Ni slova,o drug moj Op.6-2 6 Romansov |
語るな、おお友よ 6つのロマンス |
Ni slova,o drug moj,ni vzdokha, my budem s toboj molchalivy: Ved’ molcha nad kamnem mogil’nym sklonjajutsja grustnye i vy. I tol’ko,sklonivshis’,chitajut, kak ja,v tvoem serdtse ustalom, Chto byli dni jasnogo schast’ja... Chto etogo schast’ja ne stalo... Chto etogo schast’ja ne stalo... |
語るな、おお友よ、溜息すらもせず 君と共にぼくは黙っていよう まさに、墓石の上に押し黙って 悲しい柳の木がしなだれかかっているように そしてただ、しなだれかかって読むのだ、私のように 君の疲れた心の中に 幸せな日々がかつてあったことを その幸せはもう戻らないことを その幸せはもう戻らないことを |
チャイコフスキーが好んで書くクラーい歌曲のはしりみたいな曲です。彼はけっこうこんな感じの地味な悲しい歌をたくさん書いていますが、その中でもこれはかなり良く出来た作品でしょうか、初期の作品にも関わらずチャイコフスキーの歌曲集であれば大抵のものにこの曲は収められています。

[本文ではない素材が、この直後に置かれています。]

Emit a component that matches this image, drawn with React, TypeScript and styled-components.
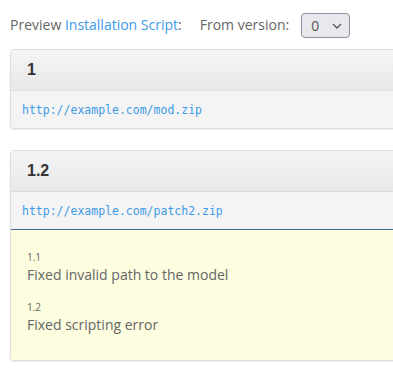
import styled, { createGlobalStyle } from "styled-components";

type ChangeType = {
  version: string;
  text: string;
};

type ReleaseType = {
  version: string;
  url: string;
  changes?: ChangeType[];
};

const releases: ReleaseType[] = [
  { version: "1", url: "http://example.com/mod.zip" },
  {
    version: "1.2",
    url: "http://example.com/patch2.zip",
    changes: [
      { version: "1.1", text: "Fixed invalid path to the model" },
      { version: "1.2", text: "Fixed scripting error" },
    ],
  },
];

const GlobalStyle = createGlobalStyle`
  body {
    margin: 0;
    background: #fff;
    font-family: "Open Sans", "Liberation Sans", sans-serif;
    overflow: hidden;
  }
`;

const Page = styled.div`
  padding: 0 0 0 10px;
  width: 420px;
`;

const Toolbar = styled.div`
  display: flex;
  align-items: center;
  height: 49px;
  font-size: 14px;
  color: #666;
`;

const Link = styled.a`
  color: #3d9ae8;
  text-decoration: none;
`;

const Label = styled.span`
  margin-left: 18px;
  margin-right: 12px;
`;

const Select = styled.div`
  display: flex;
  align-items: center;
  justify-content: space-between;
  box-sizing: border-box;
  width: 49px;
  height: 25px;
  padding: 0 7px 0 9px;
  margin-top: 2px;
  border: 1px solid #8f8f9d;
  border-radius: 4px;
  background: #e9e9ed;
  color: #555;
  font-size: 14px;
`;

const Panel = styled.div`
  border: 1px solid #ddd;
  border-radius: 4px;
  background: #f4f4f4;
  box-shadow: 0 1px 2px rgba(0, 0, 0, 0.08);
  margin-bottom: 21px;
  overflow: hidden;
`;

const PanelHeading = styled.div`
  height: 40px;
  display: flex;
  align-items: center;
  padding: 0 16px;
  background: linear-gradient(to bottom, #f5f5f5 0, #e8e8e8 100%);
  border-bottom: 1px solid #ddd;
  font-family: "Liberation Sans", Arial, sans-serif;
  font-weight: bold;
  font-size: 16px;
  color: #333;
`;

const PanelBody = styled.div<{ $divider: boolean }>`
  height: 37px;
  display: flex;
  align-items: center;
  padding: 0 11px;
  border-bottom: ${({ $divider }) => ($divider ? "1px solid #3e6a92" : "0")};
`;

const Url = styled.a`
  font-family: "DejaVu Sans Mono", "Liberation Mono", monospace;
  font-size: 11.5px;
  color: #3d9ae8;
  text-decoration: none;
`;

const Changes = styled.div`
  background: #fdfde0;
  padding: 20px 16px 24px;
  display: flex;
  flex-direction: column;
  gap: 14px;
`;

const Change = styled.div`
  display: flex;
  flex-direction: column;
`;

const ChangeVersion = styled.div`
  font-size: 10px;
  color: #666;
  line-height: 14px;
`;

const ChangeText = styled.div`
  font-size: 14px;
  color: #666;
  line-height: 22px;
`;

export default function App() {
  return (
    <>
      <GlobalStyle />
      <Page>
        <Toolbar>
          Preview&nbsp;<Link href="#">Installation Script</Link>:
          <Label>From version:</Label>
          <Select>
            <span>0</span>
            <svg width="10" height="6" viewBox="0 0 10 6">
              <path d="M1 1l4 4 4-4" fill="none" stroke="#555" strokeWidth="1.3" />
            </svg>
          </Select>
        </Toolbar>
        {releases.map((release) => (
          <Panel key={release.version}>
            <PanelHeading>{release.version}</PanelHeading>
            <PanelBody $divider={!!release.changes}>
              <Url href="#">{release.url}</Url>
            </PanelBody>
            {release.changes && (
              <Changes>
                {release.changes.map((change) => (
                  <Change key={change.version}>
                    <ChangeVersion>{change.version}</ChangeVersion>
                    <ChangeText>{change.text}</ChangeText>
                  </Change>
                ))}
              </Changes>
            )}
          </Panel>
        ))}
      </Page>
    </>
  );
}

濃厚な、浸りこむようなメロディが印象的なまさにロシアの歌という味わいですが、詩はもともとドイツ?の詩人モリツ・ハルトマン Moritz Hartman (1821-1872)の手になるSchweigen(沈黙)という題の詩をチャイコフスキーの友人でもある詩人のプレシチェーエフが翻訳したものに付けています。
プレシチェーエフの付けた題も「沈黙」だったようですが、歌曲はたいてい冒頭の一節である「語るな おお友よ」(若干のバリエーションあり)で通っています。
ヴィシネフスカヤやボロディナなどの名唱もありますが、この絶望に満ちた悲嘆はやっぱり男声で私は聴きたいです。ギャウロフのバスによる歌が私には絶品でした。
#最初のエントリーではネステレンコの録音と書きましたがどうも私の思い違いのようで、Russian DiscとMelodyaにある彼の歌曲集、あるいは85年の来日ライブともにこの曲は含まれていませんでした。ギャウロフのは旧録(Decca)のもの。伸びのよい美声が魅力的です。